- Supplied data -
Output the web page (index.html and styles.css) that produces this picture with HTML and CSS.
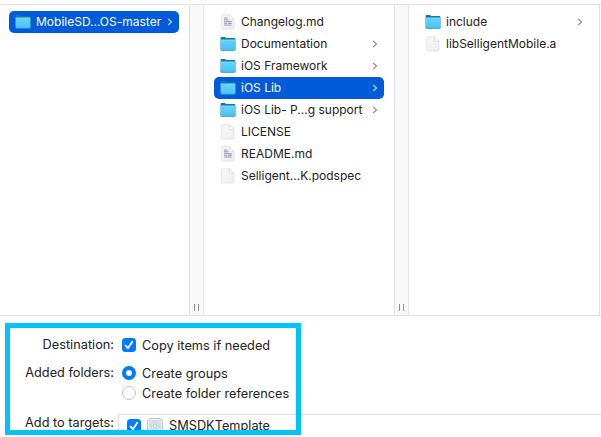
FILE: index.html
```html
<!DOCTYPE html>
<html lang="en">
<head>
<meta charset="utf-8">
<title>Add files</title>
<link rel="stylesheet" href="styles.css">
</head>
<body>
<svg width="0" height="0" class="defs" aria-hidden="true">
  <defs>
    <linearGradient id="blue" x1="0" y1="0" x2="0" y2="1"><stop offset="0" stop-color="#68d4fb"/><stop offset="1" stop-color="#48c2f2"/></linearGradient>
    <linearGradient id="paper" x1="0" y1="0" x2="1" y2="1"><stop offset="0" stop-color="#f8f8f8"/><stop offset="1" stop-color="#eeeeee"/></linearGradient>
    <symbol id="folder" viewBox="0 0 16 16">
      <path d="M.6 2.1Q.6 1 1.5 1H5l1.2.9h8.2q1 0 1 1v10H.6z" fill="#16799f"/>
      <path d="M.6 3.7h14.8v9.6q0 .9-.9.9h-13q-.9 0-.9-.9z" fill="url(#blue)"/>
      <path d="M.6 4h14.8" stroke="#8be0fc" stroke-width=".6"/>
      <path d="M.6 13.4q0 1 .9 1h13q.9 0 .9-1" fill="none" stroke="#268fb9" stroke-width=".8"/>
    </symbol>
    <symbol id="doc" viewBox="0 0 16 16">
      <path d="M2.6.8h6.7l4.7 4.6v8.7q0 1-1 1H2.6q-1 0-1-1V1.8q0-1 1-1z" fill="url(#paper)" stroke="#dedede" stroke-width=".7"/>
      <path d="M9.3.8v3.6q0 1 1 1H14z" fill="#fff" stroke="#cfcfcf" stroke-width=".6"/>
    </symbol>
    <symbol id="text" viewBox="0 0 16 16">
      <path d="M2.6.8h6.7l4.7 4.6v8.7q0 1-1 1H2.6q-1 0-1-1V1.8q0-1 1-1z" fill="url(#paper)" stroke="#dedede" stroke-width=".7"/>
      <path d="M9.3.8v3.6q0 1 1 1H14z" fill="#fff" stroke="#d4d4d4" stroke-width=".6"/>
      <path d="M4 4h3.5M6 7.6h5.8M4 11.1h7.5" stroke="#7fa6b4" stroke-width="1"/>
      <path d="M4 5.8h4.5M8 9.3h3.8" stroke="#8a86b5" stroke-width="1"/>
      <path d="M4 7.6h1.8M4 9.3h3.4" stroke="#d47990" stroke-width="1"/>
    </symbol>
    <symbol id="chev" viewBox="0 0 6 8"><path d="M1.2 1l3.3 3-3.3 3" fill="none" stroke="currentColor" stroke-width="1.1"/></symbol>
    <symbol id="check" viewBox="0 0 14 14"><path d="M3.6 7.5l2.3 2.7 4.4-6.4" fill="none" stroke="#fff" stroke-width="1.8" stroke-linecap="round" stroke-linejoin="round"/></symbol>
  </defs>
</svg>
<main class="dialog">
  <div class="browser">
    <div class="column first">
      <div class="row selected"><svg class="icon"><use href="#folder"/></svg><span class="name">MobileSD...OS-master</span><svg class="chev"><use href="#chev"/></svg></div>
    </div>
    <div class="splitter"><i></i><i></i></div>
    <div class="column">
      <div class="row"><svg class="icon"><use href="#text"/></svg><span class="name">Changelog.md</span></div>
      <div class="row"><svg class="icon"><use href="#folder"/></svg><span class="name">Documentation</span><svg class="chev"><use href="#chev"/></svg></div>
      <div class="row"><svg class="icon"><use href="#folder"/></svg><span class="name">iOS Framework</span><svg class="chev"><use href="#chev"/></svg></div>
      <div class="row selected"><svg class="icon"><use href="#folder"/></svg><span class="name">iOS Lib</span><svg class="chev"><use href="#chev"/></svg></div>
      <div class="row"><svg class="icon"><use href="#folder"/></svg><span class="name">iOS Lib- P...g support</span><svg class="chev"><use href="#chev"/></svg></div>
      <div class="row"><svg class="icon"><use href="#doc"/></svg><span class="name">LICENSE</span></div>
      <div class="row"><svg class="icon"><use href="#text"/></svg><span class="name">README.md</span></div>
      <div class="row"><svg class="icon"><use href="#doc"/></svg><span class="name">Selligent...K.podspec</span></div>
    </div>
    <div class="splitter"><i></i><i></i></div>
    <div class="column">
      <div class="row"><svg class="icon"><use href="#folder"/></svg><span class="name">include</span><svg class="chev"><use href="#chev"/></svg></div>
      <div class="row"><svg class="icon"><use href="#doc"/></svg><span class="name">libSelligentMobile.a</span></div>
    </div>
    <div class="edge"></div>
  </div>
  <div class="options">
    <div class="label">Destination:</div>
    <div class="option"><span class="box"><svg><use href="#check"/></svg></span><span class="caption">Copy items if needed</span></div>
    <div class="label folders">Added folders:</div>
    <div class="choices">
      <div class="option"><span class="radio on"></span><span class="caption">Create groups</span></div>
      <div class="option"><span class="radio"></span><span class="caption">Create folder references</span></div>
    </div>
    <div class="label targets">Add to targets:</div>
    <div class="table">
      <span class="box"><svg><use href="#check"/></svg></span>
      <svg class="target" viewBox="0 0 16 16"><rect x=".5" y=".5" width="15" height="15" rx="3" fill="#f1f4f5" stroke="#bfc5c7"/><rect x="2.5" y="2.5" width="11" height="11" fill="#dfe9ec" stroke="#c5d4d9" stroke-width=".7"/><circle cx="8" cy="8" r="4.2" fill="none" stroke="#b7cad0" stroke-width=".8"/><circle cx="8" cy="8" r="2" fill="none" stroke="#b7cad0" stroke-width=".8"/></svg>
      <span>SMSDKTemplate</span>
    </div>
  </div>
  <div class="highlight"></div>
</main>
</body>
</html>
```
FILE: styles.css
```css
* { box-sizing: border-box; }
body {
  margin: 0;
  background: #fff;
  color: #222;
  font: 12px/22px Inter, "Liberation Sans", sans-serif;
  overflow: hidden;
}
.defs { display: block; }
.dialog { position: relative; height: 437px; padding-top: 4px; overflow: hidden; }
.browser {
  display: grid;
  grid-template-columns: 189px 15px 190px 15px 190px 1px 1fr;
  height: 312px;
  border-top: 1px solid #e2e2e2;
  border-bottom: 1px solid #e2e2e2;
}
.column { padding: 6px 10px 0; }
.column.first { padding-left: 9px; }
.row {
  display: flex;
  align-items: center;
  height: 22px;
  padding: 0 6px;
  border-radius: 5px;
  white-space: nowrap;
}
.first .row { width: 170px; }
.selected { background: #005bdb; color: #fff; }
.icon { width: 16px; height: 16px; margin-right: 5px; flex: none; }
.name { flex: 1; }
.chev { width: 6px; height: 8px; flex: none; color: #8b8b8b; }
.selected .chev { color: #c5dcff; }
.splitter {
  display: flex;
  justify-content: center;
  align-items: flex-end;
  gap: 3px;
  padding-bottom: 4px;
  background: #f9f9f9;
  border-left: 1px solid #e2e2e2;
  border-right: 1px solid #e5e5e5;
}
.splitter i { width: 1px; height: 7px; background: #919191; }
.edge { background: #e2e2e2; }
.options {
  display: grid;
  grid-template-columns: 114px 1fr;
  grid-template-rows: 40px 58px 40px;
  padding-top: 18px;
  font-size: 12.75px;
  line-height: 20px;
}
.label { text-align: right; padding-top: 1px; }
.option { display: flex; align-items: center; height: 20px; gap: 6px; padding-left: 8px; }
.caption { padding-top: 2px; }
.options > .option { margin-top: 1px; }
.choices { margin-top: -11px; }
.folders { margin-top: -12px; }
.targets { margin-top: -20px; }
.box { display: flex; width: 14px; height: 14px; flex: none; border-radius: 3.5px; background: #007aff; }
.box svg { width: 14px; height: 14px; }
.radio { width: 14px; height: 14px; flex: none; border: 1px solid #c2c2c2; border-radius: 50%; background: #fff; }
.radio.on { border: 4px solid #007aff; }
.table {
  display: flex;
  align-items: center;
  height: 50px;
  margin: -18px 0 0 4px;
  padding: 0 8px 28px;
  border-top: 1px solid #dfdfdf;
  border-left: 1px solid #dfdfdf;
  white-space: nowrap;
}
.target { width: 16px; height: 16px; margin: 0 6px; }
.highlight { position: absolute; left: 5px; top: 323px; width: 296px; height: 112px; border: 5px solid #00c3fc; }
```
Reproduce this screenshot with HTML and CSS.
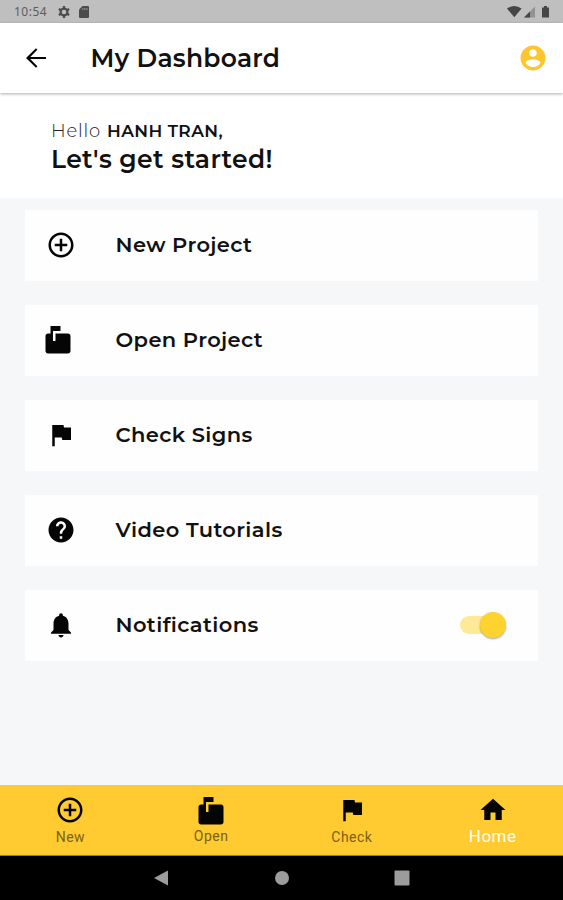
FILE: index.html
```
<!DOCTYPE html>
<html lang="en">
<head>
<meta charset="utf-8">
<title>My Dashboard</title>
<link rel="stylesheet" href="styles.css">
</head>
<body>
<svg class="defs" aria-hidden="true">
  <symbol id="plus" viewBox="0 0 24 24"><path d="M13 7h-2v4H7v2h4v4h2v-4h4v-2h-4V7zm-1-5C6.480 2 2 6.480 2 12s4.480 10 10 10 10-4.480 10-10S17.520 2 12 2zm0 18c-4.410 0-8-3.590-8-8s3.590-8 8-8 8 3.590 8 8-3.590 8-8 8z"/></symbol>
  <symbol id="mailbox" viewBox="0 0 24 24"><path d="M20 6H10v6H8V4h6V0H6v6H4c-1.100 0-2 .9-2 2v12c0 1.100.9 2 2 2h16c1.100 0 2-.9 2-2V8c0-1.100-.9-2-2-2z"/></symbol>
  <symbol id="flag" viewBox="0 0 24 24"><path d="M14.400 6L14 4H5v17h2v-7h5.600l.4 2h7V6z"/></symbol>
  <symbol id="help" viewBox="0 0 24 24"><path d="M12 2C6.480 2 2 6.480 2 12s4.480 10 10 10 10-4.480 10-10S17.520 2 12 2zm1 17h-2v-2h2v2zm2.070-7.750l-.9.920C13.450 12.900 13 13.500 13 15h-2v-.5c0-1.100.45-2.100 1.170-2.830l1.240-1.260c.37-.36.590-.860.590-1.410 0-1.100-.9-2-2-2s-2 .9-2 2H8c0-2.210 1.790-4 4-4s4 1.790 4 4c0 .880-.36 1.680-.93 2.250z"/></symbol>
  <symbol id="bell" viewBox="0 0 24 24"><path d="M12 22c1.100 0 2-.9 2-2h-4c0 1.100.89 2 2 2zm6-6v-5c0-3.070-1.640-5.640-4.500-6.320V4c0-.83-.67-1.500-1.500-1.500s-1.500.67-1.500 1.500v.680C7.630 5.360 6 7.920 6 11v5l-2 2v1h16v-1l-2-2z"/></symbol>
  <symbol id="home" viewBox="0 0 24 24"><path d="M10 20v-6h4v6h5v-8h3L12 3 2 12h3v8z"/></symbol>
  <symbol id="back" viewBox="0 0 24 24"><path d="M20 11.200H7.400l5.700-5.800L12 4.200l-8 7.800 8 7.800 1.100-1.200L7.400 12.800H20v-1.600z"/></symbol>
  <symbol id="account" viewBox="0 0 24 24"><path d="M12 2C6.480 2 2 6.480 2 12s4.480 10 10 10 10-4.480 10-10S17.520 2 12 2zm0 3c1.660 0 3 1.340 3 3s-1.340 3-3 3-3-1.340-3-3 1.340-3 3-3zm0 14.200c-2.500 0-4.710-1.280-6-3.220.03-1.990 4-3.080 6-3.080 1.990 0 5.970 1.090 6 3.080-1.290 1.940-3.500 3.220-6 3.220z"/></symbol>
</svg>
<div class="screen">
  <div class="status">
    <span class="clock">10:54</span>
    <svg class="gear" viewBox="0 0 14 14"><circle cx="7" cy="7" r="3.400"/><g><path d="M7 1v2M7 11v2M1.800 4l1.800 1M10.400 9l1.800 1M1.800 10l1.800-1M10.400 5l1.800-1"/></g></svg>
    <svg class="card-icon" viewBox="0 0 10 12"><path d="M3.500 0H9a1 1 0 0 1 1 1v10a1 1 0 0 1-1 1H1a1 1 0 0 1-1-1V3.500z"/><path class="slots" d="M3.900 2v2M5.900 2v2M7.900 2v2"/></svg>
    <svg class="radios" viewBox="0 0 44 14"><path d="M0 3.600Q7.300-1.800 14.600 3.600L7.300 12.300z"/><path class="faint" d="M28 1.500v11H17z"/><path d="M23 6.500v6h-6z"/><path d="M35 2.500h2V1h3v1.500h2v10h-7z"/></svg>
  </div>
  <header class="appbar">
    <svg class="icon back"><use href="#back"/></svg>
    <h1>My Dashboard</h1>
    <svg class="icon account"><use href="#account"/></svg>
  </header>
  <section class="greeting">
    <p><span class="hello">Hello</span> <span class="name">HANH TRAN,</span></p>
    <h2>Let's get started!</h2>
  </section>
  <main class="list">
    <div class="row"><svg class="icon"><use href="#plus"/></svg><span>New Project</span></div>
    <div class="row"><svg class="icon mail"><use href="#mailbox"/></svg><span>Open Project</span></div>
    <div class="row"><svg class="icon"><use href="#flag"/></svg><span>Check Signs</span></div>
    <div class="row"><svg class="icon"><use href="#help"/></svg><span>Video Tutorials</span></div>
    <div class="row"><svg class="icon"><use href="#bell"/></svg><span>Notifications</span><i class="switch"></i></div>
  </main>
  <nav class="tabs">
    <div class="tab"><svg class="icon"><use href="#plus"/></svg><span>New</span></div>
    <div class="tab open"><svg class="icon"><use href="#mailbox"/></svg><span>Open</span></div>
    <div class="tab"><svg class="icon"><use href="#flag"/></svg><span>Check</span></div>
    <div class="tab active"><svg class="icon"><use href="#home"/></svg><span>Home</span></div>
  </nav>
  <footer class="system">
    <svg viewBox="0 0 16 16"><path d="M15 .5v15L1 8z"/></svg>
    <svg viewBox="0 0 16 16"><circle cx="8" cy="8" r="7"/></svg>
    <svg viewBox="0 0 16 16"><rect x=".5" y=".5" width="15" height="15" rx="1"/></svg>
  </footer>
</div>
</body>
</html>
```
FILE: styles.css
```
* { box-sizing: border-box; }
body { margin: 0; font-family: Montserrat, Inter, sans-serif; color: #111; }
h1, h2, p { margin: 0; }
.defs { position: absolute; width: 0; height: 0; }
.screen { width: 563px; height: 900px; display: flex; flex-direction: column; background: #f6f7f9; overflow: hidden; }
.icon { width: 30px; height: 30px; flex: none; fill: #050505; }

.status { height: 23px; flex: none; background: #bfbfbf; display: flex; align-items: center; padding: 1px 12px 0 14px; }
.clock { font: 12px/16px "Noto Sans", sans-serif; letter-spacing: 0.5px; color: #5c5c5c; width: 43px; }
.gear { width: 14px; height: 14px; fill: none; stroke: #4c4c4c; stroke-width: 2.2; }
.card-icon { width: 10px; height: 12px; margin-left: 8px; fill: #4c4c4c; }
.slots { stroke: #aaa; stroke-width: 0.8; }
.radios { width: 44px; height: 14px; margin-left: auto; fill: #454545; }
.faint { fill: #929292; }

.appbar { height: 70px; flex: none; background: #fff; display: flex; align-items: center; padding: 0 15px 0 20.5px; box-shadow: 0 1px 3px rgba(0, 0, 0, 0.32); z-index: 1; }
.appbar h1 { font-size: 25px; line-height: 30px; font-weight: 600; letter-spacing: 0.25px; margin-left: 40px; white-space: nowrap; }
.appbar .account { fill: #fdc62e; margin-left: auto; }

.greeting { height: 105px; flex: none; background: #fff; padding: 27px 51px 0; white-space: nowrap; }
.greeting p { font-size: 17px; line-height: 22px; display: flex; align-items: baseline; gap: 6px; }
.hello { font-size: 18px; font-weight: 300; color: #222; letter-spacing: 0.8px; }
.name { font-weight: 600; letter-spacing: 0.4px; }
.greeting h2 { font-size: 25px; line-height: 34px; font-weight: 600; letter-spacing: 0.35px; }

.list { flex: 1; padding: 12px 25px 0; display: flex; flex-direction: column; gap: 24px; }
.row { height: 71px; flex: none; background: #fefefe; display: flex; align-items: center; padding: 0 32px 1px 20.5px; font-size: 21px; font-weight: 600; letter-spacing: 0.4px; }
.row .mail { margin: 1px 2.5px 0 -2.5px; }
.row span { margin-left: 40px; line-height: 26px; white-space: nowrap; }
.switch { width: 46px; height: 26px; margin-left: auto; display: flex; align-items: center; justify-content: flex-end; }
.switch::before { content: ""; width: 36px; height: 18px; margin-right: -16px; border-radius: 9px; background: #fee997; }
.switch::after { content: ""; flex: none; width: 26px; height: 26px; border-radius: 50%; background: #fdd32f; box-shadow: 0 1px 2px rgba(0, 0, 0, 0.35); }

.tabs { height: 71px; flex: none; background: #ffcb31; display: grid; grid-template-columns: repeat(4, 1fr); border-bottom: 1px solid #9c7b1c; }
.tab { display: flex; flex-direction: column; align-items: center; padding-top: 10px; font: 14px/18px Roboto, sans-serif; letter-spacing: 0.5px; color: #7a6115; }
.tab span { margin-top: 3px; }
.tab.open { padding-top: 12px; }
.tab.open span { margin-top: 0; }
.tab.active { color: #fffdf2; font-size: 17px; font-weight: 400; }
.tab.active span { margin-top: 2px; }

.system { height: 44px; flex: none; background: #000; display: flex; justify-content: center; gap: 104.5px; padding-top: 14px; }
.system svg { width: 16px; height: 16px; fill: #9c9c9c; }
```
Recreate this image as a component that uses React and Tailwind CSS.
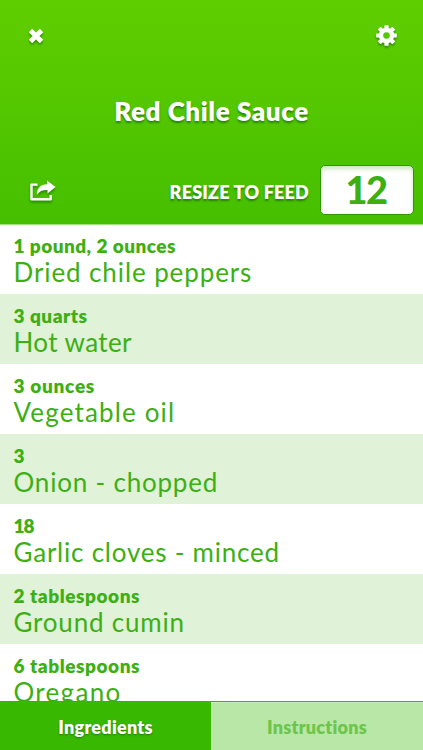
import React, { useState } from 'react';

const ingredients = [
  { amount: '1 pound, 2 ounces', name: 'Dried chile peppers', amountClass: 'tracking-[0.45px]', nameClass: 'tracking-[0.9px]' },
  { amount: '3 quarts', name: 'Hot water', amountClass: 'tracking-[0.5px]', nameClass: 'tracking-[0.4px]' },
  { amount: '3 ounces', name: 'Vegetable oil', amountClass: 'tracking-[0.7px]', nameClass: 'tracking-[1.15px]' },
  { amount: '3', name: 'Onion - chopped', amountClass: 'tracking-[0px]', nameClass: 'tracking-[0.8px]' },
  { amount: '18', name: 'Garlic cloves - minced', amountClass: 'tracking-[-1px]', nameClass: 'tracking-[0.77px]' },
  { amount: '2 tablespoons', name: 'Ground cumin', amountClass: 'tracking-[0.55px]', nameClass: 'tracking-[0.8px]' },
  { amount: '6 tablespoons', name: 'Oregano', amountClass: 'tracking-[0.55px]', nameClass: 'tracking-[1.3px]' }
];

const CloseIcon = () => (
  <svg width="16" height="16" viewBox="0 0 16 16" className="drop-shadow-[0_2px_1px_rgba(0,70,0,0.45)]">
    <path d="M2.5 2.5L13.5 13.5M13.5 2.5L2.5 13.5" stroke="#fff" strokeWidth="4.8" />
  </svg>
);

const GearIcon = () => (
  <svg width="21" height="21" viewBox="-10.5 -10.5 21 21" className="drop-shadow-[0_2px_1px_rgba(0,70,0,0.45)]">
    {[0, 45, 90, 135].map((angle) => (
      <rect key={angle} x="-2.1" y="-10.3" width="4.2" height="20.6" rx="0.5" fill="#fff" transform={`rotate(${angle})`} />
    ))}
    <circle r="7.8" fill="#fff" />
    <circle r="3.3" fill="#55c800" />
  </svg>
);

const ShareIcon = () => (
  <svg width="26" height="21" viewBox="0 0 26 21" className="drop-shadow-[0_2px_1px_rgba(0,70,0,0.45)]">
    <path d="M7.5 4.6H1.5V19.2H20.7V15" fill="none" stroke="#fff" strokeWidth="2.4" strokeLinejoin="round" />
    <path d="M17 0.5L25.5 7L17.5 13.5V10C13 9.8 9.5 11 6.8 15C6.8 9 10 4.2 17 4.2Z" fill="#fff" />
  </svg>
);

const IngredientRow = ({ item, shaded }) => (
  <li className={`h-[70px] shrink-0 pl-[13.5px] pt-[11px] whitespace-nowrap text-[#3cb013] ${shaded ? 'bg-[#e0f2d8]' : 'bg-white'}`}>
    <p className={`text-[19px] leading-[22px] font-extrabold ${item.amountClass}`}>{item.amount}</p>
    <p className={`text-[26px] leading-[30px] font-normal ${item.nameClass}`}>{item.name}</p>
  </li>
);

const App = () => {
  const [servings] = useState(12);

  return (
    <div className="flex h-[750px] w-[423px] flex-col overflow-hidden bg-white font-['Lato',sans-serif]">
      <header className="relative z-10 flex h-[225px] shrink-0 flex-col border-b border-[#9fe37a] bg-linear-to-b from-[#5fce00] to-[#45bf00] text-white">
        <div className="flex h-[71px] items-center justify-between pl-[28px] pr-[26px]">
          <button aria-label="Close"><CloseIcon /></button>
          <button aria-label="Settings"><GearIcon /></button>
        </div>
        <h1 className="mt-[25px] text-center text-[26px] leading-[30px] font-extrabold tracking-[0.6px] [text-shadow:0_2px_2px_rgba(0,70,0,0.5)]">
          Red Chile Sauce
        </h1>
        <div className="mt-[39px] flex h-[50px] items-center pl-[30px] pr-[9px]">
          <button aria-label="Share"><ShareIcon /></button>
          <span className="ml-auto mr-[11px] mt-[3px] text-[18px] leading-[22px] font-extrabold tracking-[0.2px] [text-shadow:0_2px_2px_rgba(0,70,0,0.5)]">
            RESIZE TO FEED
          </span>
          <div className="flex h-[50px] w-[94px] items-center justify-center rounded-[5px] border border-[#329600] bg-white pr-[2px] pb-[2px] text-[38px] leading-[40px] font-black tracking-[-1.5px] text-[#3cb013] shadow-[inset_0_3px_4px_rgba(80,180,40,0.3)]">
            {servings}
          </div>
        </div>
      </header>

      <ul className="-mt-px flex min-h-0 flex-1 flex-col overflow-hidden">
        {ingredients.map((item, i) => (
          <IngredientRow key={item.name} item={item} shaded={i % 2 === 1} />
        ))}
      </ul>

      <nav className="flex h-[49px] shrink-0 border-t border-[#45a824] text-[18px] font-extrabold tracking-[0.25px]">
        <button className="w-[211px] bg-[#39b800] pt-[2px] text-white [text-shadow:0_1px_2px_rgba(0,70,0,0.5)]">Ingredients</button>
        <button className="flex-1 bg-[#b9e7a8] pt-[2px] text-[#6dc54b] shadow-[inset_0_1px_0_#c8edb9]">Instructions</button>
      </nav>
    </div>
  );
};

export default App;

- What is being asked -
Select every line in the material above where the string "React" occurs, and copy it.

- Response to this task -
Recreate this image as a component that uses React and Tailwind CSS.
import React, { useState } from 'react';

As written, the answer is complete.